▶ **Exercise prompt**:
Repeat what the lines below say, word for word, and skip every image.

start Information provided

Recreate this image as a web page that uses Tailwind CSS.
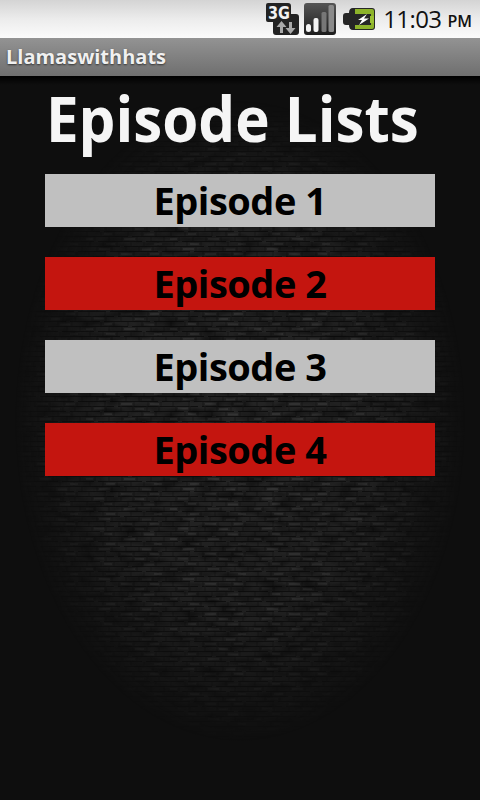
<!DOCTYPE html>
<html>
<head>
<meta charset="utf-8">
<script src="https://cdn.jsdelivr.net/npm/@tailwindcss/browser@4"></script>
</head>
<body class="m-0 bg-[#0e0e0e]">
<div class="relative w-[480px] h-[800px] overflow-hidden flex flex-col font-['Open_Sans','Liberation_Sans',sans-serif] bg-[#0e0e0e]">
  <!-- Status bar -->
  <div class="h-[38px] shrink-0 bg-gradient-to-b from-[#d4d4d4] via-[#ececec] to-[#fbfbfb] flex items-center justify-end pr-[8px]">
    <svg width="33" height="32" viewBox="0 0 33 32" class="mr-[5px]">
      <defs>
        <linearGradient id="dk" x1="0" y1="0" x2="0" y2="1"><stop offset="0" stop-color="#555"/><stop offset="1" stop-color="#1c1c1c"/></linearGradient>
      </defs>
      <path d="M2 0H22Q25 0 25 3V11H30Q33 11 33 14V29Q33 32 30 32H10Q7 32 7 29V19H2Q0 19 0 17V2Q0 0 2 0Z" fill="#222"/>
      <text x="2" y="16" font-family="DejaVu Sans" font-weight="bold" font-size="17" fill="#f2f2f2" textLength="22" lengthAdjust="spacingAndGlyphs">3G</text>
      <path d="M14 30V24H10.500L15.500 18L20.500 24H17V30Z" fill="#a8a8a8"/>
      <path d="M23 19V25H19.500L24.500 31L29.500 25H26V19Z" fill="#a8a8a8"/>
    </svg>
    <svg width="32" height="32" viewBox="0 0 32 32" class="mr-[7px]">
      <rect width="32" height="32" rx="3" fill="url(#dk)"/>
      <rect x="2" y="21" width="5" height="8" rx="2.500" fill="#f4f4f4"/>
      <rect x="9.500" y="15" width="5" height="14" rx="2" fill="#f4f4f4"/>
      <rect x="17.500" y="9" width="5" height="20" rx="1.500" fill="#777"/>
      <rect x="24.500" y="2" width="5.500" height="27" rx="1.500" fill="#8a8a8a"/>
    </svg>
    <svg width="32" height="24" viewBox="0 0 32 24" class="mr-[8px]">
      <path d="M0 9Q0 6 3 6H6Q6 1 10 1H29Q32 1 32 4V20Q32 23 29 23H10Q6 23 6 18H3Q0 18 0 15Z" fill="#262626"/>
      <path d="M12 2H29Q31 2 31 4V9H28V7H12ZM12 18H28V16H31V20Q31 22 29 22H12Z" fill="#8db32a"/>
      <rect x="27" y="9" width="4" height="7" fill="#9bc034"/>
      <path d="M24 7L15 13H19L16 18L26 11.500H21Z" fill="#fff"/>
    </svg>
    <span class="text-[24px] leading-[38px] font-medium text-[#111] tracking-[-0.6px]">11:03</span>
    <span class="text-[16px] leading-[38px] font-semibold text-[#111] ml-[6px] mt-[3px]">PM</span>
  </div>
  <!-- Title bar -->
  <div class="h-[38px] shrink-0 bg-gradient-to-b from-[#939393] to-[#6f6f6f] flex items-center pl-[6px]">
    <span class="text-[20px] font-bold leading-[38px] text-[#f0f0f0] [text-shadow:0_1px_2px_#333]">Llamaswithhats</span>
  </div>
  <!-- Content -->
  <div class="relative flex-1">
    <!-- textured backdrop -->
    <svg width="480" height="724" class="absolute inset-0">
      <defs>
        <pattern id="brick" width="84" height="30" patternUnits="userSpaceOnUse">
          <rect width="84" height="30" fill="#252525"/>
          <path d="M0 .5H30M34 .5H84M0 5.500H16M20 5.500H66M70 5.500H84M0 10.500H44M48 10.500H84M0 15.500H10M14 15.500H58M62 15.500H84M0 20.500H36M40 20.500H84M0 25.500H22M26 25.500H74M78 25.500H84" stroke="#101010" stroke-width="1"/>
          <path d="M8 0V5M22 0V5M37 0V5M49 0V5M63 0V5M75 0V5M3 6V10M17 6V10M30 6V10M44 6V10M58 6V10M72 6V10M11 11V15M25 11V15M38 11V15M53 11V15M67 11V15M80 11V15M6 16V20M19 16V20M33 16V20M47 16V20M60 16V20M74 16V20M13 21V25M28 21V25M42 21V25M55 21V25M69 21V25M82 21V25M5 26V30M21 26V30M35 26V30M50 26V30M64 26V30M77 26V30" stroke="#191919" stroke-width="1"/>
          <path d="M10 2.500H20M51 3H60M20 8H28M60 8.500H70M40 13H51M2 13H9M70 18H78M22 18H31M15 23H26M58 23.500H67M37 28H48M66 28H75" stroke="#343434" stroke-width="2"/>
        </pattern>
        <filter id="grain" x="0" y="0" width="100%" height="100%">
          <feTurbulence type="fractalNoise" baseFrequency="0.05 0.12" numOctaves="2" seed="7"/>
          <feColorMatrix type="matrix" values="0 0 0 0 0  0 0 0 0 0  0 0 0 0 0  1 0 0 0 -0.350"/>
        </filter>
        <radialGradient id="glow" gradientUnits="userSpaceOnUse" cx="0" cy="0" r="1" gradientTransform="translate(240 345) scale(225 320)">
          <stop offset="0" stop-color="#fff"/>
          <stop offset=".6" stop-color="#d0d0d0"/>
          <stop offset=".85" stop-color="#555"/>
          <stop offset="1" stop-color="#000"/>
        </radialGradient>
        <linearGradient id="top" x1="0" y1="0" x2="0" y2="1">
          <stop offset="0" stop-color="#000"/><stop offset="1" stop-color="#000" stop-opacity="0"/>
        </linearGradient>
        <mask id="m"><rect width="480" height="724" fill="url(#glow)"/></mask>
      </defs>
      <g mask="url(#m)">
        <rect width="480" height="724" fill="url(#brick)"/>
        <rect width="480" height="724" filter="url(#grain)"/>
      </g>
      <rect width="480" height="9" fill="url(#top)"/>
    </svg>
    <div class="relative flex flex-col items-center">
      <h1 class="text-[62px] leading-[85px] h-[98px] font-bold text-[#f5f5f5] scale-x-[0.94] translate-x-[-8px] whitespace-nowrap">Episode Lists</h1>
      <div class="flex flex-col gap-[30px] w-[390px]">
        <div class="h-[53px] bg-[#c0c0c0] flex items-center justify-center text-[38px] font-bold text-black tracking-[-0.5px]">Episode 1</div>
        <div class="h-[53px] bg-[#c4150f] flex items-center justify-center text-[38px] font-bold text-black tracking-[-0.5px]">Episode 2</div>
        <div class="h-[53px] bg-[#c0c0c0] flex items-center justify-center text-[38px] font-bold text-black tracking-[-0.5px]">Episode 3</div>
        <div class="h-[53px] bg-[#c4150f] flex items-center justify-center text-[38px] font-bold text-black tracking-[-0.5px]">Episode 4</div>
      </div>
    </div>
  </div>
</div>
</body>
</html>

end Information provided

▶ **Result of the task**:
Recreate this image as a web page that uses Tailwind CSS.
<!DOCTYPE html>
<html>
<head>
<meta charset="utf-8">
<script src="https://cdn.jsdelivr.net/npm/@tailwindcss/browser@4"></script>
</head>
<body class="m-0 bg-[#0e0e0e]">
<div class="relative w-[480px] h-[800px] overflow-hidden flex flex-col font-['Open_Sans','Liberation_Sans',sans-serif] bg-[#0e0e0e]">
  <!-- Status bar -->
  <div class="h-[38px] shrink-0 bg-gradient-to-b from-[#d4d4d4] via-[#ececec] to-[#fbfbfb] flex items-center justify-end pr-[8px]">
    <svg width="33" height="32" viewBox="0 0 33 32" class="mr-[5px]">
      <defs>
        <linearGradient id="dk" x1="0" y1="0" x2="0" y2="1"><stop offset="0" stop-color="#555"/><stop offset="1" stop-color="#1c1c1c"/></linearGradient>
      </defs>
      <path d="M2 0H22Q25 0 25 3V11H30Q33 11 33 14V29Q33 32 30 32H10Q7 32 7 29V19H2Q0 19 0 17V2Q0 0 2 0Z" fill="#222"/>
      <text x="2" y="16" font-family="DejaVu Sans" font-weight="bold" font-size="17" fill="#f2f2f2" textLength="22" lengthAdjust="spacingAndGlyphs">3G</text>
      <path d="M14 30V24H10.500L15.500 18L20.500 24H17V30Z" fill="#a8a8a8"/>
      <path d="M23 19V25H19.500L24.500 31L29.500 25H26V19Z" fill="#a8a8a8"/>
    </svg>
    <svg width="32" height="32" viewBox="0 0 32 32" class="mr-[7px]">
      <rect width="32" height="32" rx="3" fill="url(#dk)"/>
      <rect x="2" y="21" width="5" height="8" rx="2.500" fill="#f4f4f4"/>
      <rect x="9.500" y="15" width="5" height="14" rx="2" fill="#f4f4f4"/>
      <rect x="17.500" y="9" width="5" height="20" rx="1.500" fill="#777"/>
      <rect x="24.500" y="2" width="5.500" height="27" rx="1.500" fill="#8a8a8a"/>
    </svg>
    <svg width="32" height="24" viewBox="0 0 32 24" class="mr-[8px]">
      <path d="M0 9Q0 6 3 6H6Q6 1 10 1H29Q32 1 32 4V20Q32 23 29 23H10Q6 23 6 18H3Q0 18 0 15Z" fill="#262626"/>
      <path d="M12 2H29Q31 2 31 4V9H28V7H12ZM12 18H28V16H31V20Q31 22 29 22H12Z" fill="#8db32a"/>
      <rect x="27" y="9" width="4" height="7" fill="#9bc034"/>
      <path d="M24 7L15 13H19L16 18L26 11.500H21Z" fill="#fff"/>
    </svg>
    <span class="text-[24px] leading-[38px] font-medium text-[#111] tracking-[-0.6px]">11:03</span>
    <span class="text-[16px] leading-[38px] font-semibold text-[#111] ml-[6px] mt-[3px]">PM</span>
  </div>
  <!-- Title bar -->
  <div class="h-[38px] shrink-0 bg-gradient-to-b from-[#939393] to-[#6f6f6f] flex items-center pl-[6px]">
    <span class="text-[20px] font-bold leading-[38px] text-[#f0f0f0] [text-shadow:0_1px_2px_#333]">Llamaswithhats</span>
  </div>
  <!-- Content -->
  <div class="relative flex-1">
    <!-- textured backdrop -->
    <svg width="480" height="724" class="absolute inset-0">
      <defs>
        <pattern id="brick" width="84" height="30" patternUnits="userSpaceOnUse">
          <rect width="84" height="30" fill="#252525"/>
          <path d="M0 .5H30M34 .5H84M0 5.500H16M20 5.500H66M70 5.500H84M0 10.500H44M48 10.500H84M0 15.500H10M14 15.500H58M62 15.500H84M0 20.500H36M40 20.500H84M0 25.500H22M26 25.500H74M78 25.500H84" stroke="#101010" stroke-width="1"/>
          <path d="M8 0V5M22 0V5M37 0V5M49 0V5M63 0V5M75 0V5M3 6V10M17 6V10M30 6V10M44 6V10M58 6V10M72 6V10M11 11V15M25 11V15M38 11V15M53 11V15M67 11V15M80 11V15M6 16V20M19 16V20M33 16V20M47 16V20M60 16V20M74 16V20M13 21V25M28 21V25M42 21V25M55 21V25M69 21V25M82 21V25M5 26V30M21 26V30M35 26V30M50 26V30M64 26V30M77 26V30" stroke="#191919" stroke-width="1"/>
          <path d="M10 2.500H20M51 3H60M20 8H28M60 8.500H70M40 13H51M2 13H9M70 18H78M22 18H31M15 23H26M58 23.500H67M37 28H48M66 28H75" stroke="#343434" stroke-width="2"/>
        </pattern>
        <filter id="grain" x="0" y="0" width="100%" height="100%">
          <feTurbulence type="fractalNoise" baseFrequency="0.05 0.12" numOctaves="2" seed="7"/>
          <feColorMatrix type="matrix" values="0 0 0 0 0  0 0 0 0 0  0 0 0 0 0  1 0 0 0 -0.350"/>
        </filter>
        <radialGradient id="glow" gradientUnits="userSpaceOnUse" cx="0" cy="0" r="1" gradientTransform="translate(240 345) scale(225 320)">
          <stop offset="0" stop-color="#fff"/>
          <stop offset=".6" stop-color="#d0d0d0"/>
          <stop offset=".85" stop-color="#555"/>
          <stop offset="1" stop-color="#000"/>
        </radialGradient>
        <linearGradient id="top" x1="0" y1="0" x2="0" y2="1">
          <stop offset="0" stop-color="#000"/><stop offset="1" stop-color="#000" stop-opacity="0"/>
        </linearGradient>
        <mask id="m"><rect width="480" height="724" fill="url(#glow)"/></mask>
      </defs>
      <g mask="url(#m)">
        <rect width="480" height="724" fill="url(#brick)"/>
        <rect width="480" height="724" filter="url(#grain)"/>
      </g>
      <rect width="480" height="9" fill="url(#top)"/>
    </svg>
    <div class="relative flex flex-col items-center">
      <h1 class="text-[62px] leading-[85px] h-[98px] font-bold text-[#f5f5f5] scale-x-[0.94] translate-x-[-8px] whitespace-nowrap">Episode Lists</h1>
      <div class="flex flex-col gap-[30px] w-[390px]">
        <div class="h-[53px] bg-[#c0c0c0] flex items-center justify-center text-[38px] font-bold text-black tracking-[-0.5px]">Episode 1</div>
        <div class="h-[53px] bg-[#c4150f] flex items-center justify-center text-[38px] font-bold text-black tracking-[-0.5px]">Episode 2</div>
        <div class="h-[53px] bg-[#c0c0c0] flex items-center justify-center text-[38px] font-bold text-black tracking-[-0.5px]">Episode 3</div>
        <div class="h-[53px] bg-[#c4150f] flex items-center justify-center text-[38px] font-bold text-black tracking-[-0.5px]">Episode 4</div>
      </div>
    </div>
  </div>
</div>
</body>
</html>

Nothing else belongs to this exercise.